Source records:
::::::::

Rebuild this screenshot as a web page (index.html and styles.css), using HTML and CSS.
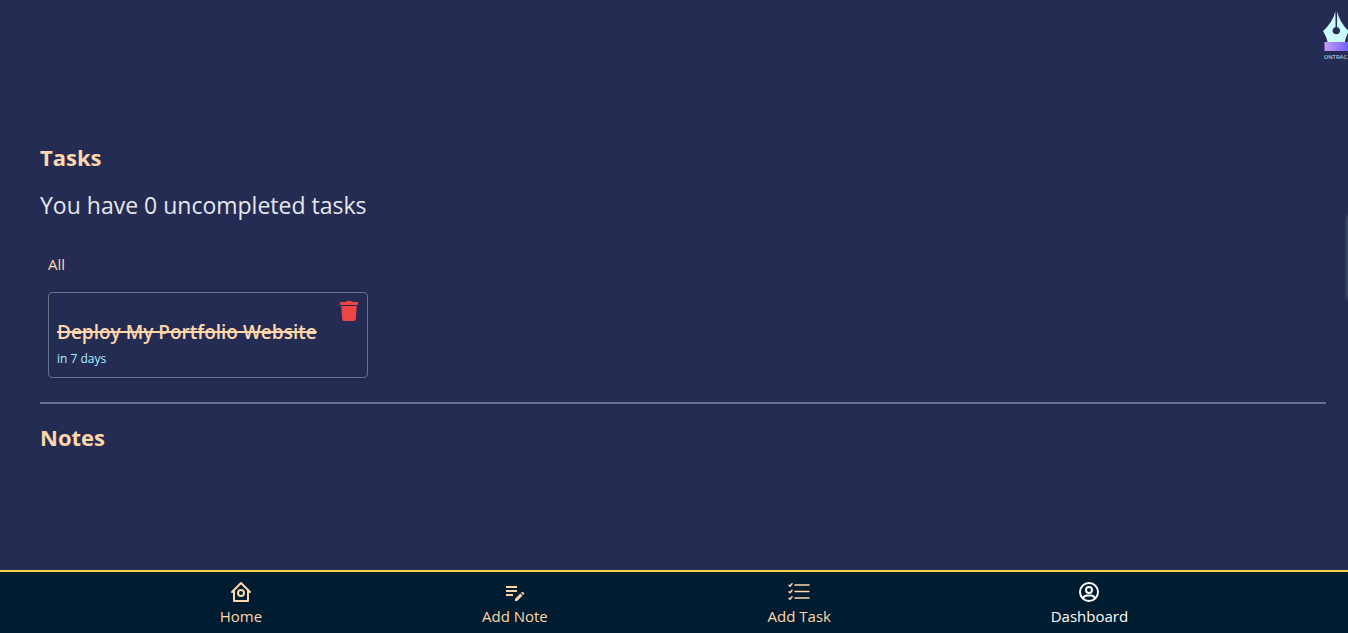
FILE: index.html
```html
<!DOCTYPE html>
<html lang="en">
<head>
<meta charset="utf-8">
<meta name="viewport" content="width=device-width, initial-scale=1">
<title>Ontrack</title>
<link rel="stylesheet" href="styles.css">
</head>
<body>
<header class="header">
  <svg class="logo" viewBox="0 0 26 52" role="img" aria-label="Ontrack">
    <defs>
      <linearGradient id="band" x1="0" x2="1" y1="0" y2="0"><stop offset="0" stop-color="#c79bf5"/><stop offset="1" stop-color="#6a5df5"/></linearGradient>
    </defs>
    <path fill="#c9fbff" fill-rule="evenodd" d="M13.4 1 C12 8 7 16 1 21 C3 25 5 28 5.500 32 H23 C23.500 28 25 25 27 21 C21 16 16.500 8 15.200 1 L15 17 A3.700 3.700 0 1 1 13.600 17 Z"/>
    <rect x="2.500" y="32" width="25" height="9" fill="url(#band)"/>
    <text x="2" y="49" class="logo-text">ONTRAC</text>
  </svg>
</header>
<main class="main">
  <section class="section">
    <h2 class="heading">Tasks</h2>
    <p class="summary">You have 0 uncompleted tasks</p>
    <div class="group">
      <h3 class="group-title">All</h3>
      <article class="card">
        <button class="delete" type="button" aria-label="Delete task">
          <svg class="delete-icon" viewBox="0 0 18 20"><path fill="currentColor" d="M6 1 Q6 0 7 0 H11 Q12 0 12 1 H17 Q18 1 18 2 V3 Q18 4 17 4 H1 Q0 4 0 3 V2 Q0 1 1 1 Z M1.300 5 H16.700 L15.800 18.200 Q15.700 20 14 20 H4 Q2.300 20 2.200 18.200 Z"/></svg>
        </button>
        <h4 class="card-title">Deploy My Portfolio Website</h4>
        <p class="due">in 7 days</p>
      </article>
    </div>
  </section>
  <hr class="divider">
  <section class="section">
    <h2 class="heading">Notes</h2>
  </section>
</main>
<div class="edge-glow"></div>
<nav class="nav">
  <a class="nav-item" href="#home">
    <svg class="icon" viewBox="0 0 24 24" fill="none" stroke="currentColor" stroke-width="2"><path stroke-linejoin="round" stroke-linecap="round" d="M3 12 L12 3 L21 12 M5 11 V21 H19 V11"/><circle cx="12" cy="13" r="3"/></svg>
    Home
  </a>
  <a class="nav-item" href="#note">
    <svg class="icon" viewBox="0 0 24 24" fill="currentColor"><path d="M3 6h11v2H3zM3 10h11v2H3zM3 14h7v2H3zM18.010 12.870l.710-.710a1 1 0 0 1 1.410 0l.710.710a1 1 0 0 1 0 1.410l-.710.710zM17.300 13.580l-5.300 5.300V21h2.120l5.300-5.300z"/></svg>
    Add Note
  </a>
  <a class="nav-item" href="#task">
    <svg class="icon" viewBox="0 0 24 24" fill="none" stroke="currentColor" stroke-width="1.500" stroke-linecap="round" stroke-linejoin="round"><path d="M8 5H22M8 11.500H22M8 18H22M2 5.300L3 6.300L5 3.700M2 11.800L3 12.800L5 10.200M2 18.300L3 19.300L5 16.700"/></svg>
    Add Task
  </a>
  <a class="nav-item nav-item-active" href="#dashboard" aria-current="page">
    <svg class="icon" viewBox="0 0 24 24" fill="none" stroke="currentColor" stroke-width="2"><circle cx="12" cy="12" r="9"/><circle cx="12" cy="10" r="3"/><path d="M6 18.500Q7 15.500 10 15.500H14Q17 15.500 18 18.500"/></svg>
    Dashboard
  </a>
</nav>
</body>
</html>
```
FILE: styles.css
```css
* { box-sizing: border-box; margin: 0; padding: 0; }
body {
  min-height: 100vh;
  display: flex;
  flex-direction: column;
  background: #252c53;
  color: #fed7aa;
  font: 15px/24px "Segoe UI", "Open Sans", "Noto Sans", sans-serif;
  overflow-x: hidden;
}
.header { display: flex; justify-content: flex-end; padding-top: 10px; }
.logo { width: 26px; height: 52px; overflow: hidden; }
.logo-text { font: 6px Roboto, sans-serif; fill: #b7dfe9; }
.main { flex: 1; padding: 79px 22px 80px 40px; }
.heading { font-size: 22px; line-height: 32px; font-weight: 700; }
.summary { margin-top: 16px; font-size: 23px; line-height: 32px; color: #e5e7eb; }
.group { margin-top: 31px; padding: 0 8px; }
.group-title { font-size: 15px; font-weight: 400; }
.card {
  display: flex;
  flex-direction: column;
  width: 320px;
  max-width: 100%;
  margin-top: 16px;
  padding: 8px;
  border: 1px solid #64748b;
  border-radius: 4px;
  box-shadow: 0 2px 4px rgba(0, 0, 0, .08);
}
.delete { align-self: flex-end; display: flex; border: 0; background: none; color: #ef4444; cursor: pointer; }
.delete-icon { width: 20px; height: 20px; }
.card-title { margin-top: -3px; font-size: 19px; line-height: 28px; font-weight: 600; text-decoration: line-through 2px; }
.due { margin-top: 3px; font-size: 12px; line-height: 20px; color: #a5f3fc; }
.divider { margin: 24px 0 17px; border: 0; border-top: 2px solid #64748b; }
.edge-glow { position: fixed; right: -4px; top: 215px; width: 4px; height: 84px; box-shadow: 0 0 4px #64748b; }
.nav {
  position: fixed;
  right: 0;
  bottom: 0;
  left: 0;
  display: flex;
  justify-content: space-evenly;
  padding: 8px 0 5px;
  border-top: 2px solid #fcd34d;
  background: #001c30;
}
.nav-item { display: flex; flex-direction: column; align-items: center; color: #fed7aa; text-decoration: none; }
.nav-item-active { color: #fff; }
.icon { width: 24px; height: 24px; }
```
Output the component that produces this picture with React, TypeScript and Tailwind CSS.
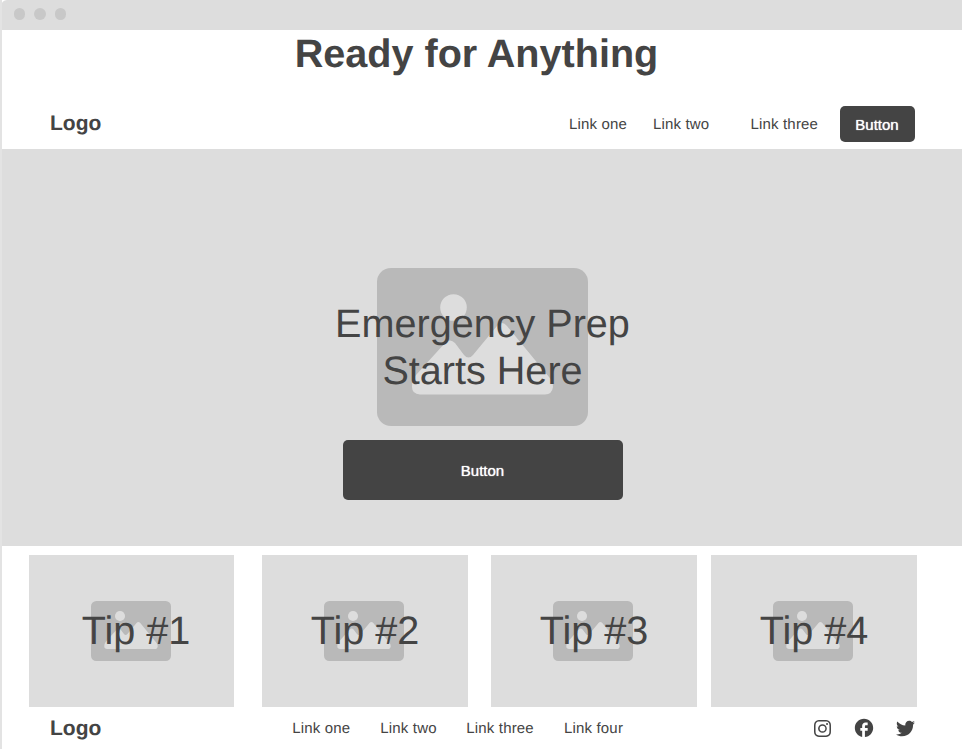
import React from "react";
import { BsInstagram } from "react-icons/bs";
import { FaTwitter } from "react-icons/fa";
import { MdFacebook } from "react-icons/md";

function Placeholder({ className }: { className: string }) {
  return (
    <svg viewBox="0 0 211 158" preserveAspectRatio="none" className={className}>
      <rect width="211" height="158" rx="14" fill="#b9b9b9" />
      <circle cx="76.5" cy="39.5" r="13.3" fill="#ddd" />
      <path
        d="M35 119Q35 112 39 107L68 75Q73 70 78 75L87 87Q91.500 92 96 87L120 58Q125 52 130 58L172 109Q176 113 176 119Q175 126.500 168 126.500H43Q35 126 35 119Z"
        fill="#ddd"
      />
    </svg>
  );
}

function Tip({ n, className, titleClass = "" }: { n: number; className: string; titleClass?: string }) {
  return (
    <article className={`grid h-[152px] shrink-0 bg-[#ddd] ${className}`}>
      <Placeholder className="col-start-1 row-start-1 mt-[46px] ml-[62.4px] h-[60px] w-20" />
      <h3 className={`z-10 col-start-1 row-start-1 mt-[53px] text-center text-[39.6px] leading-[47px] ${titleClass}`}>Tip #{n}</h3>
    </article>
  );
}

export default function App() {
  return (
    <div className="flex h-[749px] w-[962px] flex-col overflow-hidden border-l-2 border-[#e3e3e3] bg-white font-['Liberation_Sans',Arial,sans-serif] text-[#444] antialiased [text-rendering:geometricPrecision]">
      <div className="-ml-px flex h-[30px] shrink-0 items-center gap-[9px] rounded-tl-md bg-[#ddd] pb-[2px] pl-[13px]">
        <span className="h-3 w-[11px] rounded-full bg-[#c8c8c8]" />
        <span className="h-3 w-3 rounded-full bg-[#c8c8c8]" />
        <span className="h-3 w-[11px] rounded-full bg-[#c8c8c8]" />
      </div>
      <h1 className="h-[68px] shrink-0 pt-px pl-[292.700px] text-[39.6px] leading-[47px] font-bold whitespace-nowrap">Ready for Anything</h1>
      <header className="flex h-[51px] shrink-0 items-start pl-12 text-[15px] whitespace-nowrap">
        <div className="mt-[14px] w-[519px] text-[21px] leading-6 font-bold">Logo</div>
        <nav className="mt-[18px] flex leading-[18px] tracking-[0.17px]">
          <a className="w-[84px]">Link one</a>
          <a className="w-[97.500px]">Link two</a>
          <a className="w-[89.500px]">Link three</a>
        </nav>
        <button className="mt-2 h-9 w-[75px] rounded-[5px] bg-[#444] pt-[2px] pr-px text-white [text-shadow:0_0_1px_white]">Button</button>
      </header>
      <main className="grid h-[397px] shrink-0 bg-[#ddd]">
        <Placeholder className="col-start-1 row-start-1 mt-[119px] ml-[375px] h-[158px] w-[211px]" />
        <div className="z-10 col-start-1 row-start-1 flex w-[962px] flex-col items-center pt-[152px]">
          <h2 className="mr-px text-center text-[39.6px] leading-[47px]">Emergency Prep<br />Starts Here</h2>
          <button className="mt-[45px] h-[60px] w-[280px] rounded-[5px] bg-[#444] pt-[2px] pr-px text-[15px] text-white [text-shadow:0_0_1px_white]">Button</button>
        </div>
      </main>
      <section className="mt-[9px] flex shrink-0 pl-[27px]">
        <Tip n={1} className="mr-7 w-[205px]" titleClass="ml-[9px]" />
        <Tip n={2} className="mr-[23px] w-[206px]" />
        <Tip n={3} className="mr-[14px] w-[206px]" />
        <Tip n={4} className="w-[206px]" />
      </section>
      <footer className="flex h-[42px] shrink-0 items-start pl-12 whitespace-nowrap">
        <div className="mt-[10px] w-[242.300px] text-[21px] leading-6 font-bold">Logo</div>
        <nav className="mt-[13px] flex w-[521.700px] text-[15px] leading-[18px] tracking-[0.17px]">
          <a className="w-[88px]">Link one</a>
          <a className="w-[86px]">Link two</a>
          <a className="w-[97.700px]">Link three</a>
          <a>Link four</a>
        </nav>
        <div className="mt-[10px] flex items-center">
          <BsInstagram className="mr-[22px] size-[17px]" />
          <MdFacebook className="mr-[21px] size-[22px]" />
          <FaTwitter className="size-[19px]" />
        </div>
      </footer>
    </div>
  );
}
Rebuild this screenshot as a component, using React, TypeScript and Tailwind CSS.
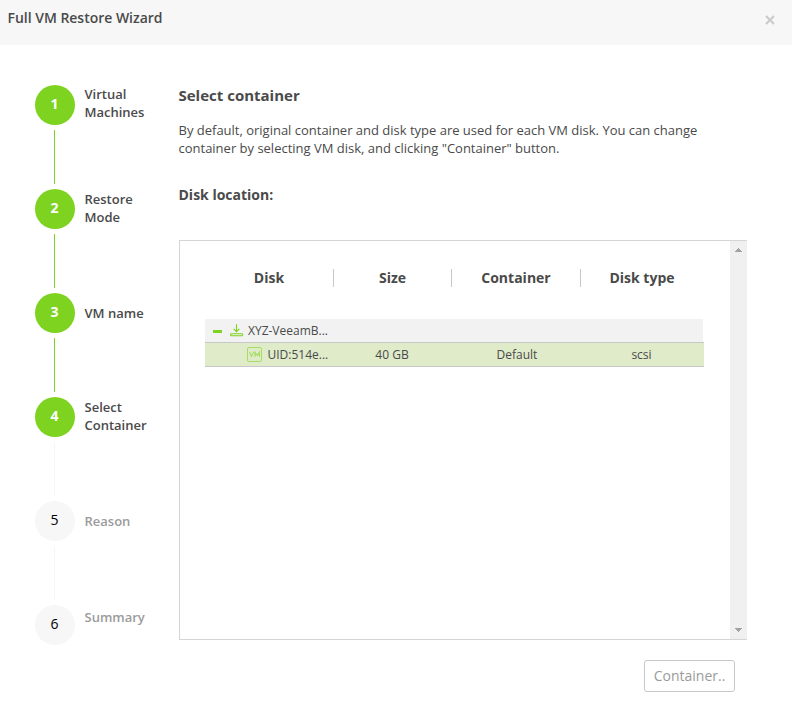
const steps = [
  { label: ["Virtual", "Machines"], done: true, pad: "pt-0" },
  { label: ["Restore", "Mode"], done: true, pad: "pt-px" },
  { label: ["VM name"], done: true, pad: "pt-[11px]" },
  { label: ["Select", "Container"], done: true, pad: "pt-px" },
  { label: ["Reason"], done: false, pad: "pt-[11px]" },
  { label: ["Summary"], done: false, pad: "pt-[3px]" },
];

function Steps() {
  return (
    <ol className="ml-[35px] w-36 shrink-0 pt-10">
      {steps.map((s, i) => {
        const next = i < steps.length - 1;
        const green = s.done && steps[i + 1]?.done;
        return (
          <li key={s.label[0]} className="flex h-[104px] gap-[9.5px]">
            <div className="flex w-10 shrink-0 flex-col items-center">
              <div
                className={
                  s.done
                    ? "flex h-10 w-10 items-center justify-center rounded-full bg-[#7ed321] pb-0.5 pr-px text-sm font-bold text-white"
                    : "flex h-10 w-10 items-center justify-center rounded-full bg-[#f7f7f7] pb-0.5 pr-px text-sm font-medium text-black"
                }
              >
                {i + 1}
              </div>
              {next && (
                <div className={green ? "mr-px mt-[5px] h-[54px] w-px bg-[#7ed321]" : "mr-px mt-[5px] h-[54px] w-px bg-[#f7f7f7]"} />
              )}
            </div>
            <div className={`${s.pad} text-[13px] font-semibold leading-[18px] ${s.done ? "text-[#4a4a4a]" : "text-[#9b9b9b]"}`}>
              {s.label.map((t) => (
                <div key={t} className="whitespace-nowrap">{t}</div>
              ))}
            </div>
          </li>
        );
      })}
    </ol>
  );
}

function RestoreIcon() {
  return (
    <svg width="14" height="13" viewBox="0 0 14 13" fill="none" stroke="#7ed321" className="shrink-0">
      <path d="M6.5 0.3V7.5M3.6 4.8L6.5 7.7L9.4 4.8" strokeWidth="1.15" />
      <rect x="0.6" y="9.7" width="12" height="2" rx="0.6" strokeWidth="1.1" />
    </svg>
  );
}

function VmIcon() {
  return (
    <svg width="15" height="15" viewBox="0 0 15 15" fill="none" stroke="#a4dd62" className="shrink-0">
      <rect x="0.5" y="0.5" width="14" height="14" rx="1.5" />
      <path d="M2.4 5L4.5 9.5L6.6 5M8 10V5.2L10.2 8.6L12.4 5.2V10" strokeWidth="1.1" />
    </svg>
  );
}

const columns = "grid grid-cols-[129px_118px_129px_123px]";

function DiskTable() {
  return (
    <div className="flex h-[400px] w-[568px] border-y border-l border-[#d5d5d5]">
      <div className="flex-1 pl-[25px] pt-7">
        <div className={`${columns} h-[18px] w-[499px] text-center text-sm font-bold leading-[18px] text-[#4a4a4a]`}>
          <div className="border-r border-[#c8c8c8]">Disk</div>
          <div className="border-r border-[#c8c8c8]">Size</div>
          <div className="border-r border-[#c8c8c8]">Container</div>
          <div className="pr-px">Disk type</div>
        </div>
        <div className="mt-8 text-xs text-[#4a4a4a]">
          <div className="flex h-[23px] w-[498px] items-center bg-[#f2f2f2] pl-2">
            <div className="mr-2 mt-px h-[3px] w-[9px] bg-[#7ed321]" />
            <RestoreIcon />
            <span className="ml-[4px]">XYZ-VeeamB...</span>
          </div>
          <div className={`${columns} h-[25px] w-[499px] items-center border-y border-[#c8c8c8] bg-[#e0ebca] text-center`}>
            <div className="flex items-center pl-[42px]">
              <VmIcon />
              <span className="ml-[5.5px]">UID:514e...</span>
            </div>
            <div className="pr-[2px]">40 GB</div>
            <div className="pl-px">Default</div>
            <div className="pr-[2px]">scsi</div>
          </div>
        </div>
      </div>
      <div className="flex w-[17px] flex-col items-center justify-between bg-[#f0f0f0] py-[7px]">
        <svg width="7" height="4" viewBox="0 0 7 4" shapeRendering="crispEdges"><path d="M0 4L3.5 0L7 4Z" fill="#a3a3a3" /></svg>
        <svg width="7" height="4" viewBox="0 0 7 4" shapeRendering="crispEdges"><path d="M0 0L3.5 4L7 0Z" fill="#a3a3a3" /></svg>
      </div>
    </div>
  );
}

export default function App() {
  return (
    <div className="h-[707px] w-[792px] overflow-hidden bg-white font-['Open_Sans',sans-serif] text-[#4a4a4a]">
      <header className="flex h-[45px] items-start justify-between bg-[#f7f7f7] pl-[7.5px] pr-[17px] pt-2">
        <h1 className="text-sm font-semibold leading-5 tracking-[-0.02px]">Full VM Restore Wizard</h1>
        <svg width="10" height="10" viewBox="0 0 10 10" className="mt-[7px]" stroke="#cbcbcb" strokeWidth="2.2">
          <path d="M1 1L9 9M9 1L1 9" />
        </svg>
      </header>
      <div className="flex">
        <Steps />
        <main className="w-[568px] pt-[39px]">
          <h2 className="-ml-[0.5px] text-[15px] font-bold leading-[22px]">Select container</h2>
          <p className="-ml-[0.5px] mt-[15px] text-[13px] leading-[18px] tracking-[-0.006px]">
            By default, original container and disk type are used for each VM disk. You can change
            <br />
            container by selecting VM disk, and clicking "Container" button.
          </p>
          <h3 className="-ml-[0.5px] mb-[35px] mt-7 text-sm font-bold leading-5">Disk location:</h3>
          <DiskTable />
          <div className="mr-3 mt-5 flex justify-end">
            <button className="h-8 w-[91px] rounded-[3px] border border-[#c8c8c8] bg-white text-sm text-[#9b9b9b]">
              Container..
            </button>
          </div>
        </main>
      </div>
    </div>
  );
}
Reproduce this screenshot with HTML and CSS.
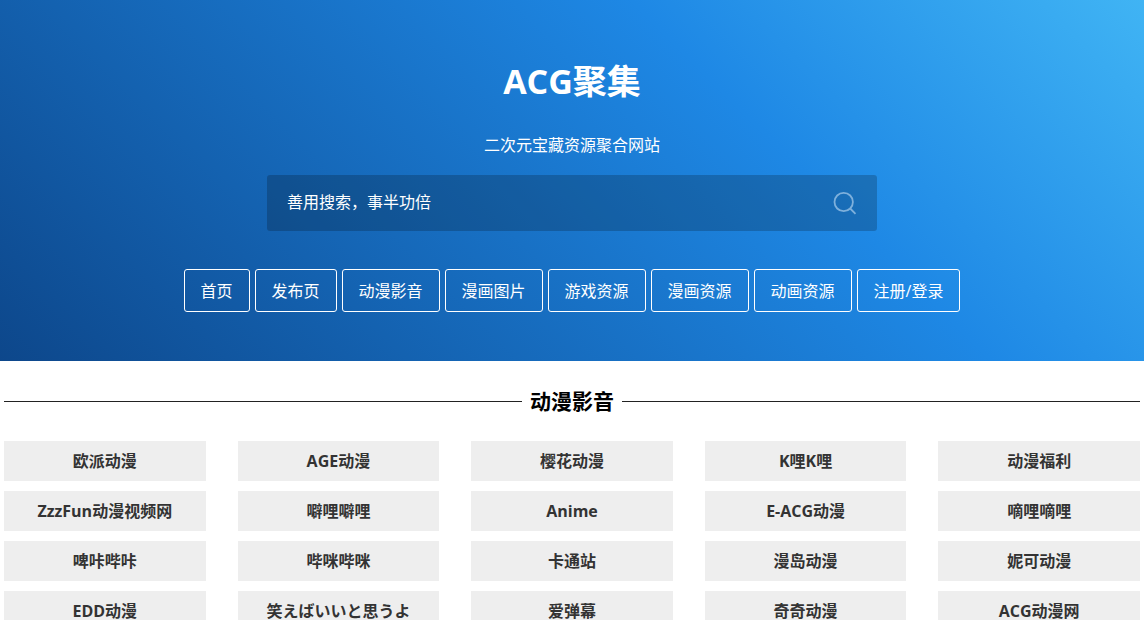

::::::::

Required task: List all lines above in which the string "with" appears.

Output of the task:
Output the component that produces this picture with React, TypeScript and Tailwind CSS.
Reproduce this screenshot with HTML and CSS.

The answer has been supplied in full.